The Robber Baron image of leading American businessmen was a hostile stereotype created by anti-capitalist writers in the Progressive Era (1890-1920s) who denounced American big business as bad because it supposedly hurt workers, consumers and democracy.
The "robber" theme meant the businessmen seized the wealth created by the workers—the assumption was that capital did not create wealth, only manual labor and farming did that.
The "baron" theme suggested they were anti-democratic aristocrats who rejected the core values of American republicanism.

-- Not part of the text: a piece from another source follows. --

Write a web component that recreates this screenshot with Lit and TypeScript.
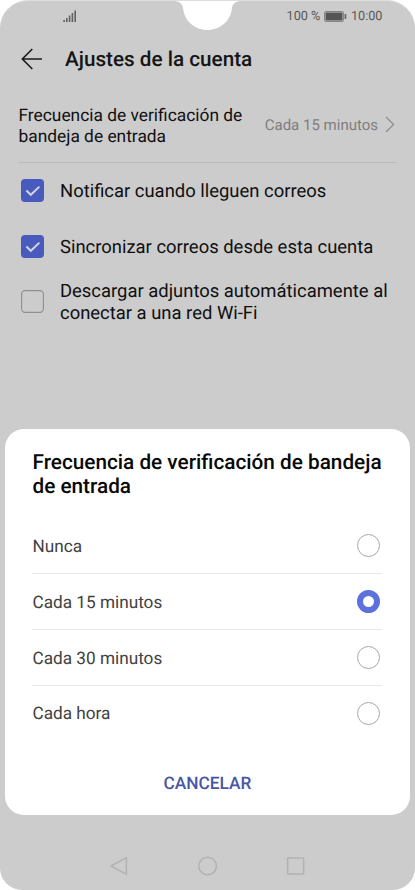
import { LitElement, html, css, svg } from "lit";
import { customElement, property, state } from "lit/decorators.js";
import { classMap } from "lit/directives/class-map.js";

@customElement("check-row")
class CheckRow extends LitElement {
  @property({ type: Boolean }) checked = false;

  static styles = css`
    :host { display: flex; align-items: center; height: 55.5px; padding-left: 20.7px; }
    svg { width: 23px; height: 23px; flex: none; margin-right: 16.3px; }
    .label { padding-top: 3.4px; font-size: 18.43px; line-height: 22px; color: #101010; white-space: nowrap; }
  `;

  render() {
    return html`
      <svg viewBox="0 0 23 23" fill="none">
        ${this.checked
          ? svg`<rect x="0" y="0" width="23" height="23" rx="4" fill="#485abb"/>
              <path d="M5.4 11.5 9.8 15.8 18.4 7.6" stroke="#d2d5e5" stroke-width="2"/>`
          : svg`<rect x=".6" y=".6" width="21.8" height="21.8" rx="3.6" stroke="#8f8f8f" stroke-width="1.1"/>`}
      </svg>
      <div class="label"><slot></slot></div>
    `;
  }
}

@customElement("app-root")
class AppRoot extends LitElement {
  @state() selected = 1;
  options = ["Nunca", "Cada 15 minutos", "Cada 30 minutos", "Cada hora"];

  static styles = css`
    :host {
      display: block; width: 415px; height: 890px; background: #fff;
      font-family: Roboto, sans-serif; text-rendering: geometricPrecision;
    }
    * { box-sizing: border-box; }
    .screen {
      position: relative; display: flex; flex-direction: column; width: 415px; height: 890px;
      overflow: hidden; background: #ccc; border-radius: 28px 28px 22px 22px; border-top: 1px solid #dedede;
    }
    .notch { position: absolute; left: 173px; top: -1px; width: 69px; height: 31px; }
    .status {
      display: flex; align-items: center; height: 31px; padding: 0 32.5px 1px 63px;
      font-size: 12.7px; color: #575757;
    }
    .signal { width: 14px; height: 13px; margin-right: auto; }
    .battery { width: 23px; height: 11px; margin: 0 4px 0 3.5px; }
    .header { display: flex; align-items: center; height: 54px; padding-left: 21px; }
    .back { width: 22px; height: 22px; margin-right: 22px; }
    .title { padding-top: 1px; font-size: 20.7px; font-weight: 500; color: #151515; }
    .frequency {
      display: flex; align-items: center; height: 77px; margin: 0 19px 0 18.5px;
      border-bottom: 1px solid #b9b9b9;
    }
    .name { padding-top: 5px; font-size: 17.35px; line-height: 20.3px; color: #101010; white-space: nowrap; }
    .value { margin-left: auto; padding-top: 2.4px; font-size: 15px; color: #7e7e7e; white-space: nowrap; }
    .chevron { width: 10px; height: 17px; margin: 0 1px 0 7px; }
    .dialog {
      position: absolute; left: 4.7px; top: 427.5px; width: 405.8px; height: 386px;
      padding: 22.5px 28px 0 27.8px; border-radius: 19px; background: #fff;
    }
    .dialog-title { font-size: 20.75px; font-weight: 500; line-height: 24.3px; color: #080808; white-space: nowrap; }
    .options { margin-top: 18.7px; }
    .option {
      display: flex; align-items: center; justify-content: space-between; height: 55.8px;
      padding-right: 2px; font-size: 17.2px; color: #414141; border-bottom: 1px solid #e6e6e6;
    }
    .option:last-child { border-bottom-color: transparent; }
    .caption { padding-top: 2.8px; }
    .radio { width: 23px; height: 23px; border: 1px solid #a9a9a9; border-radius: 50%; }
    .radio.on { border: 6px solid #5c70de; }
    .cancel { margin-top: 32.6px; text-align: center; font-size: 17.3px; line-height: 20px; font-weight: 500; color: #4857a5; }
    .nav { display: flex; justify-content: center; gap: 68px; height: 20px; margin-top: auto; margin-bottom: 14px; }
    .nav svg { width: 20px; height: 20px; }
  `;

  render() {
    return html`
      <div class="screen">
        <svg class="notch" viewBox="0 0 69 31">
          <path d="M0 0V1C6 1 9.8 3.5 10.2 9C11.5 21 22 30 34.5 30S57.5 21 58.8 9C59.2 3.5 63 1 69 1V0Z" fill="#fff"/>
        </svg>
        <div class="status">
          <svg class="signal" viewBox="0 0 14 13" fill="#626262">
            <rect x=".3" y="10" width="1.6" height="2"/><rect x="3" y="8" width="1.6" height="4"/>
            <rect x="5.8" y="5.5" width="1.6" height="6.5"/><rect x="8.6" y="3" width="1.6" height="9"/>
            <rect x="11.4" y=".5" width="1.6" height="11.5"/>
          </svg>
          <span>100 %</span>
          <svg class="battery" viewBox="0 0 23 11">
            <rect x=".5" y=".5" width="19" height="10" rx="1.3" fill="none" stroke="#858585" stroke-width="1"/>
            <rect x="1.5" y="1.5" width="17" height="8" fill="#555"/>
            <rect x="20.6" y="3" width="1.7" height="5" rx=".6" fill="#666"/>
          </svg>
          <span>10:00</span>
        </div>
        <div class="header">
          <svg class="back" viewBox="0 0 22 22" fill="none" stroke="#1b1b1b" stroke-width="1.6">
            <path d="M21 11H1.6M11.3 1 1.3 11l10 10"/>
          </svg>
          <div class="title">Ajustes de la cuenta</div>
        </div>
        <div class="frequency">
          <div class="name">Frecuencia de verificación de<br />bandeja de entrada</div>
          <div class="value">Cada 15 minutos</div>
          <svg class="chevron" viewBox="0 0 10 17" fill="none" stroke="#8c8c8c" stroke-width="1.2">
            <path d="M1 1l7.6 7.5L1 16"/>
          </svg>
        </div>
        <check-row checked>Notificar cuando lleguen correos</check-row>
        <check-row checked>Sincronizar correos desde esta cuenta</check-row>
        <check-row>Descargar adjuntos automáticamente al<br />conectar a una red Wi-Fi</check-row>
        <div class="nav">
          <svg viewBox="0 0 20 20" fill="none" stroke="#b2b2b2" stroke-width="1.5" stroke-linejoin="round"><path d="M16.4 1.6V18.4L1 10Z"/></svg>
          <svg viewBox="0 0 20 20" fill="none" stroke="#b2b2b2" stroke-width="1.5"><circle cx="9.6" cy="10" r="8.8"/></svg>
          <svg viewBox="0 0 20 20" fill="none" stroke="#b2b2b2" stroke-width="1.5"><rect x="1.6" y="2" width="16" height="16" rx=".6"/></svg>
        </div>
        <div class="dialog">
          <div class="dialog-title">Frecuencia de verificación de bandeja<br />de entrada</div>
          <div class="options">
            ${this.options.map((label, i) => html`
              <div class="option" @click=${() => (this.selected = i)}>
                <span class="caption">${label}</span>
                <span class=${classMap({ radio: true, on: i === this.selected })}></span>
              </div>`)}
          </div>
          <div class="cancel">CANCELAR</div>
        </div>
      </div>
    `;
  }
}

One theme that was added in the 1940s was the false allegation that most businessmen believed in Social Darwinism whereby their success was "natural" and charity was unwise. In fact no businessmen supported the theory. Andrew Carnegie, for example, propounded the Gospel of Wealth to the effect that the rich had a duty to share their wealth through philanthropy. Once the richest men in the world, Carnegie, Rockefeller and Ford gave away over 90% of their money to philanthropy.
Business history scholars beginning in the 1920s and led by Professor Alan Nevins at Columbia University and later Alfred D. Chandler at Harvard, refuted the false "Robber Baron" image. The image occasionally appears in textbooks and, more often, in history lectures or editorials written from a leftist perspective. The image is distinctly American—European and Asians rarely displayed it.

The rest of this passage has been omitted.